Stevens' lawyers argued unsuccessfully that the trial should be moved because many of the witnesses are in Alaska, and that jurors should see Stevens' Girdwood home, where Veco employees, including former chief executive officer Bill Allen, oversaw renovations in 2000 that doubled its size. They also argued that it would be disruptive for Stevens to have the trial in Washington while he runs for re-election in Alaska.
His lawyer even held up a map of the U.S., hoping to illustrate the 3,500-mile distance. The charges in the case are about events that happened in Alaska, Brendan Sullivan argued, not Washington, D.C.
"Forms were filed here? So what!" he said. "It's all about Alaska."
Brendan Sullivan also complained that federal investigators have been working on this case for several years, giving prosecutors ample opportunity to bring charges on a timetable that wouldn't have interfered with the election.
"They didn't have to bring this 28 days before a primary and 98 days before the election," he said.
But Judge Sullivan signaled early during Wednesday's hearing that he was disinclined to move the trial, in part because he had worked so hard to clear his own calendar to hear the Stevens case quickly.
"This court went to great lengths, I emphasize, great lengths, to rearrange its calendar," he said as he read his decision.

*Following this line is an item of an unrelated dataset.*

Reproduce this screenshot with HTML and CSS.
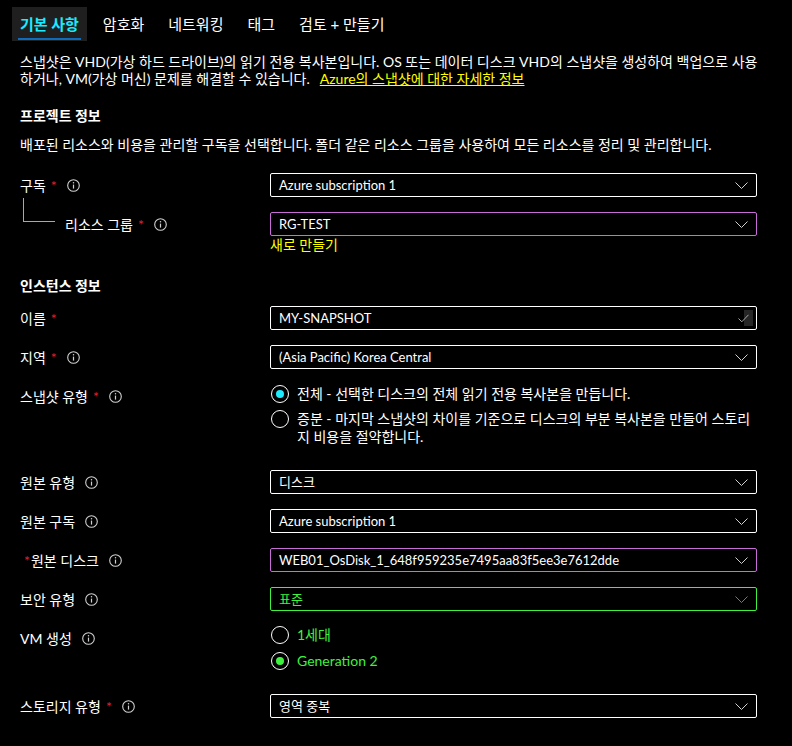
FILE: index.html
```html
<!DOCTYPE html>
<html lang="ko">
<head>
  <meta charset="UTF-8">
  <meta name="viewport" content="width=device-width, initial-scale=1.0">
  <title>스냅샷 만들기</title>
  <link rel="stylesheet" href="styles.css">
</head>
<body>
  <div class="tabs">
    <div class="tab active">기본 사항</div>
    <div class="tab">암호화</div>
    <div class="tab">네트워킹</div>
    <div class="tab">태그</div>
    <div class="tab">검토 + 만들기</div>
  </div>

  <div class="content">
    <p class="intro"><span>스냅샷은 VHD(가상 하드 드라이브)의 읽기 전용 복사본입니다. OS 또는 데이터 디스크 VHD의 스냅샷을 생성하여 백업으로 사용</span><br><span>하거나, VM(가상 머신) 문제를 해결할 수 있습니다.</span><a class="link" href="#">Azure의 스냅샷에 대한 자세한 정보</a></p>

    <h2 class="section-title">프로젝트 정보</h2>
    <p class="section-desc">배포된 리소스와 비용을 관리할 구독을 선택합니다. 폴더 같은 리소스 그룹을 사용하여 모든 리소스를 정리 및 관리합니다.</p>

    <div class="row">
      <div class="label">구독<span class="req">*</span><svg class="info" width="13" height="13" viewBox="0 0 13 13"><circle cx="6.5" cy="6.5" r="5.8" fill="none" stroke="#d0d0d0" stroke-width="1.1"/><rect x="5.9" y="5.6" width="1.2" height="4" fill="#d0d0d0"/><circle cx="6.5" cy="3.8" r="0.75" fill="#d0d0d0"/></svg></div>
      <div class="field">
        <div class="select"><span>Azure subscription 1</span><svg class="chevron" width="13" height="7" viewBox="0 0 13 7"><polyline points="0.5,0.5 6.5,6.5 12.5,0.5" fill="none" stroke="#d0d0d0" stroke-width="1"/></svg></div>
      </div>
    </div>

    <div class="row">
      <div class="label"><span class="tree"></span>리소스 그룹<span class="req">*</span><svg class="info" width="13" height="13" viewBox="0 0 13 13"><circle cx="6.5" cy="6.5" r="5.8" fill="none" stroke="#d0d0d0" stroke-width="1.1"/><rect x="5.9" y="5.6" width="1.2" height="4" fill="#d0d0d0"/><circle cx="6.5" cy="3.8" r="0.75" fill="#d0d0d0"/></svg></div>
      <div class="field">
        <div class="select purple"><span>RG-TEST</span><svg class="chevron" width="13" height="7" viewBox="0 0 13 7"><polyline points="0.5,0.5 6.5,6.5 12.5,0.5" fill="none" stroke="#d0d0d0" stroke-width="1"/></svg></div>
        <a class="create-link" href="#">새로 만들기</a>
      </div>
    </div>

    <h2 class="section-title">인스턴스 정보</h2>

    <div class="row">
      <div class="label">이름<span class="req">*</span></div>
      <div class="field">
        <div class="select"><span>MY-SNAPSHOT</span><span class="valid"><svg width="11" height="9" viewBox="0 0 11 9"><polyline points="0.5,4.5 3.8,7.8 10.5,0.8" fill="none" stroke="#a8a8a8" stroke-width="1"/></svg></span></div>
      </div>
    </div>

    <div class="row">
      <div class="label">지역<span class="req">*</span><svg class="info" width="13" height="13" viewBox="0 0 13 13"><circle cx="6.5" cy="6.5" r="5.8" fill="none" stroke="#d0d0d0" stroke-width="1.1"/><rect x="5.9" y="5.6" width="1.2" height="4" fill="#d0d0d0"/><circle cx="6.5" cy="3.8" r="0.75" fill="#d0d0d0"/></svg></div>
      <div class="field">
        <div class="select"><span>(Asia Pacific) Korea Central</span><svg class="chevron" width="13" height="7" viewBox="0 0 13 7"><polyline points="0.5,0.5 6.5,6.5 12.5,0.5" fill="none" stroke="#d0d0d0" stroke-width="1"/></svg></div>
      </div>
    </div>

    <div class="row radios">
      <div class="label">스냅샷 유형<span class="req">*</span><svg class="info" width="13" height="13" viewBox="0 0 13 13"><circle cx="6.5" cy="6.5" r="5.8" fill="none" stroke="#d0d0d0" stroke-width="1.1"/><rect x="5.9" y="5.6" width="1.2" height="4" fill="#d0d0d0"/><circle cx="6.5" cy="3.8" r="0.75" fill="#d0d0d0"/></svg></div>
      <div class="field radio-group">
        <div class="option"><span class="radio on"></span><span class="option-text">전체 - 선택한 디스크의 전체 읽기 전용 복사본을 만듭니다.</span></div>
        <div class="option"><span class="radio"></span><span class="option-text">증분 - 마지막 스냅샷의 차이를 기준으로 디스크의 부분 복사본을 만들어 스토리지 비용을 절약합니다.</span></div>
      </div>
    </div>

    <div class="row">
      <div class="label">원본 유형<svg class="info" width="13" height="13" viewBox="0 0 13 13"><circle cx="6.5" cy="6.5" r="5.8" fill="none" stroke="#d0d0d0" stroke-width="1.1"/><rect x="5.9" y="5.6" width="1.2" height="4" fill="#d0d0d0"/><circle cx="6.5" cy="3.8" r="0.75" fill="#d0d0d0"/></svg></div>
      <div class="field">
        <div class="select"><span>디스크</span><svg class="chevron" width="13" height="7" viewBox="0 0 13 7"><polyline points="0.5,0.5 6.5,6.5 12.5,0.5" fill="none" stroke="#d0d0d0" stroke-width="1"/></svg></div>
      </div>
    </div>

    <div class="row">
      <div class="label">원본 구독<svg class="info" width="13" height="13" viewBox="0 0 13 13"><circle cx="6.5" cy="6.5" r="5.8" fill="none" stroke="#d0d0d0" stroke-width="1.1"/><rect x="5.9" y="5.6" width="1.2" height="4" fill="#d0d0d0"/><circle cx="6.5" cy="3.8" r="0.75" fill="#d0d0d0"/></svg></div>
      <div class="field">
        <div class="select"><span>Azure subscription 1</span><svg class="chevron" width="13" height="7" viewBox="0 0 13 7"><polyline points="0.5,0.5 6.5,6.5 12.5,0.5" fill="none" stroke="#d0d0d0" stroke-width="1"/></svg></div>
      </div>
    </div>

    <div class="row">
      <div class="label"><span class="req lead">*</span>원본 디스크<svg class="info" width="13" height="13" viewBox="0 0 13 13"><circle cx="6.5" cy="6.5" r="5.8" fill="none" stroke="#d0d0d0" stroke-width="1.1"/><rect x="5.9" y="5.6" width="1.2" height="4" fill="#d0d0d0"/><circle cx="6.5" cy="3.8" r="0.75" fill="#d0d0d0"/></svg></div>
      <div class="field">
        <div class="select purple"><span>WEB01_OsDisk_1_648f959235e7495aa83f5ee3e7612dde</span><svg class="chevron" width="13" height="7" viewBox="0 0 13 7"><polyline points="0.5,0.5 6.5,6.5 12.5,0.5" fill="none" stroke="#d0d0d0" stroke-width="1"/></svg></div>
      </div>
    </div>

    <div class="row">
      <div class="label">보안 유형<svg class="info" width="13" height="13" viewBox="0 0 13 13"><circle cx="6.5" cy="6.5" r="5.8" fill="none" stroke="#d0d0d0" stroke-width="1.1"/><rect x="5.9" y="5.6" width="1.2" height="4" fill="#d0d0d0"/><circle cx="6.5" cy="3.8" r="0.75" fill="#d0d0d0"/></svg></div>
      <div class="field">
        <div class="select green"><span>표준</span><svg class="chevron" width="13" height="7" viewBox="0 0 13 7"><polyline points="0.5,0.5 6.5,6.5 12.5,0.5" fill="none" stroke="#7a7a7a" stroke-width="1"/></svg></div>
      </div>
    </div>

    <div class="row radios">
      <div class="label">VM 생성<svg class="info" width="13" height="13" viewBox="0 0 13 13"><circle cx="6.5" cy="6.5" r="5.8" fill="none" stroke="#d0d0d0" stroke-width="1.1"/><rect x="5.9" y="5.6" width="1.2" height="4" fill="#d0d0d0"/><circle cx="6.5" cy="3.8" r="0.75" fill="#d0d0d0"/></svg></div>
      <div class="field radio-group gen">
        <div class="option"><span class="radio"></span><span class="option-text green-text">1세대</span></div>
        <div class="option"><span class="radio on green"></span><span class="option-text green-text">Generation 2</span></div>
      </div>
    </div>

    <div class="row">
      <div class="label">스토리지 유형<span class="req">*</span><svg class="info" width="13" height="13" viewBox="0 0 13 13"><circle cx="6.5" cy="6.5" r="5.8" fill="none" stroke="#d0d0d0" stroke-width="1.1"/><rect x="5.9" y="5.6" width="1.2" height="4" fill="#d0d0d0"/><circle cx="6.5" cy="3.8" r="0.75" fill="#d0d0d0"/></svg></div>
      <div class="field">
        <div class="select"><span>영역 중복</span><svg class="chevron" width="13" height="7" viewBox="0 0 13 7"><polyline points="0.5,0.5 6.5,6.5 12.5,0.5" fill="none" stroke="#d0d0d0" stroke-width="1"/></svg></div>
      </div>
    </div>
  </div>
</body>
</html>
```

FILE: styles.css
```css
body {
  margin: 0;
  background-color: #000;
  color: #fff;
  font-family: Lato, "Noto Sans CJK KR", sans-serif;
  font-size: 14px;
  line-height: 17px;
}

.tabs {
  display: flex;
  padding: 7px 0 0 12px;
}

.tab {
  position: relative;
  height: 34px;
  line-height: 34px;
  padding: 0 8px;
  margin-right: 8px;
  font-size: 15px;
}

.tab.active {
  background-color: #1f1f1f;
  color: #1aebff;
  font-weight: 700;
}

.tab.active::after {
  content: "";
  position: absolute;
  left: 6px;
  right: 6px;
  bottom: 1px;
  height: 2px;
  background-color: #0f6cbd;
}

.content {
  padding: 0 20px;
}

.intro {
  margin: 12px 0 0;
  width: 760px;
}

.link {
  display: inline-block;
  margin-left: 10px;
  color: #ffff00;
  text-decoration: underline;
}

.section-title {
  font-size: 14px;
  font-weight: 700;
  line-height: 17px;
  margin: 20px 0 12px;
}

.section-desc {
  margin: 0 0 20px;
}

.row {
  display: grid;
  grid-template-columns: 250px 487px;
  margin-bottom: 15px;
}

.label {
  display: flex;
  align-items: center;
  height: 24px;
}

.row.radios .label {
  align-items: flex-start;
  height: auto;
  padding-top: 4px;
  line-height: 17px;
}

.row.radios .label .info {
  margin-top: 2px;
}

.req {
  color: #e0212f;
  margin-left: 5px;
}

.req.lead {
  margin: 0 1px 0 4px;
}

.info {
  margin-left: 10px;
  flex-shrink: 0;
}

.tree {
  align-self: flex-start;
  width: 31px;
  height: 23px;
  margin: -14px 10px 0 3px;
  border-left: 1px solid #a8a8a8;
  border-bottom: 1px solid #a8a8a8;
}

.select {
  height: 24px;
  box-sizing: border-box;
  border: 1px solid #fff;
  border-radius: 2px;
  padding: 0 8px;
  display: flex;
  align-items: center;
  justify-content: space-between;
  font-size: 13px;
}

.select.purple {
  border-color: #c86dd7;
}

.select.green {
  border-color: #3ff23f;
  color: #3ff23f;
}

.valid {
  display: flex;
  align-items: center;
  height: 16px;
  padding-right: 4px;
  margin-right: -5px;
  background: linear-gradient(to right, transparent 6px, #262626 6px);
}

.create-link {
  display: block;
  color: #ffff00;
  text-decoration: none;
  margin-bottom: 4px;
}

.radio-group {
  display: flex;
  flex-direction: column;
  gap: 7px;
  padding: 1px 0 9px;
}

.radio-group.gen {
  gap: 8px;
  padding-top: 0;
}

.option {
  display: flex;
  align-items: flex-start;
  line-height: 18px;
}

.radio {
  width: 18px;
  height: 18px;
  box-sizing: border-box;
  border: 1.5px solid #fff;
  border-radius: 50%;
  margin: 0 8px 0 1px;
  flex-shrink: 0;
  display: flex;
  align-items: center;
  justify-content: center;
}

.radio.on::after {
  content: "";
  width: 8px;
  height: 8px;
  border-radius: 50%;
  background-color: #1aebff;
}

.radio.on.green::after {
  background-color: #3ff23f;
}

.green-text {
  color: #3ff23f;
}
```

Also, prosecutors assured the judge that there would be no problem getting faraway witnesses to Washington. The trial is appropriate here, prosecutors said, since this is where they allege the crimes occurred.
"This is a proper venue for the crimes charged in the indictment," said Nicholas Marsh, one of the prosecutors with the Justice Department's Public Integrity Section.
"It's true, a lot of this relates to Alaska," Marsh added, but quibbled with Brendan Sullivan's "so what!" characterization of the disclosure forms. "These forms are very important. They serve a very important public function."
'A HOUSE, GIFTS AND FORMS'
Judge Sullivan weighed several factors in his decision, such as where Stevens spends most of his time and where the witnesses are. But his biggest concern appeared to be ensuring that Stevens could continue to campaign even as his trial proceeded.
At one point, Stevens' lawyer appeared peeved by the potential effect on the election. He specifically mentioned a motion filed last week by prosecutors, who indicated they want to introduce evidence that will help bolster their case. The potential evidence doesn't include new charges, but the motion alleges some previously unknown information, including that Stevens accepted a $31,000 personal loan from an old friend as part of a lucrative Florida real estate deal, then failed to report it on his disclosure forms.
There was no need to "publicize to the world" such information "during the election," Brendan Sullivan said. He added he thought the case was about "a house, gifts and forms."
"I think it's about some forms and some statements made in the District of Columbia," the judge countered.
Federal prosecutors also had argued that holding the trial in Alaska while Stevens is campaigning for re-election had potential to taint the home-state jury pool. In addition, they were concerned about Stevens' statements about his innocence to the news media and at campaign events. They cited recent remarks in interviews and at campaign rallies, as well as a statement last year when he told reporters that he had "paid every bill that was given to us" connected with his home renovations. Those types of remarks also have the power to sway potential jurors, they argued.
Stevens' claim that it the trial would be disruptive to his campaign gave prosecutors "heartburn," Marsh said, especially since Stevens himself asked for a speedy trial during campaign season.
"He knew he was running for re-election," Marsh said.
Brendan Sullivan argued that there's nothing inappropriate about Stevens proclaiming his innocence on the campaign trail, although he also said he has cautioned his client to avoid any references to specifics of the case.
"So far, thank God, that's not a crime in America," to proclaim your innocence, Brendan Sullivan said. "If he slips into declaring himself innocent, I say great for him."
Judge Sullivan said he found the prosecution arguments more persuasive, and agreed that the potential jurors stood to be tainted by pre-trial publicity and media exposure. He also said he thought that the federal courthouse in Washington was better prepared to accommodate the intense media interest in the case.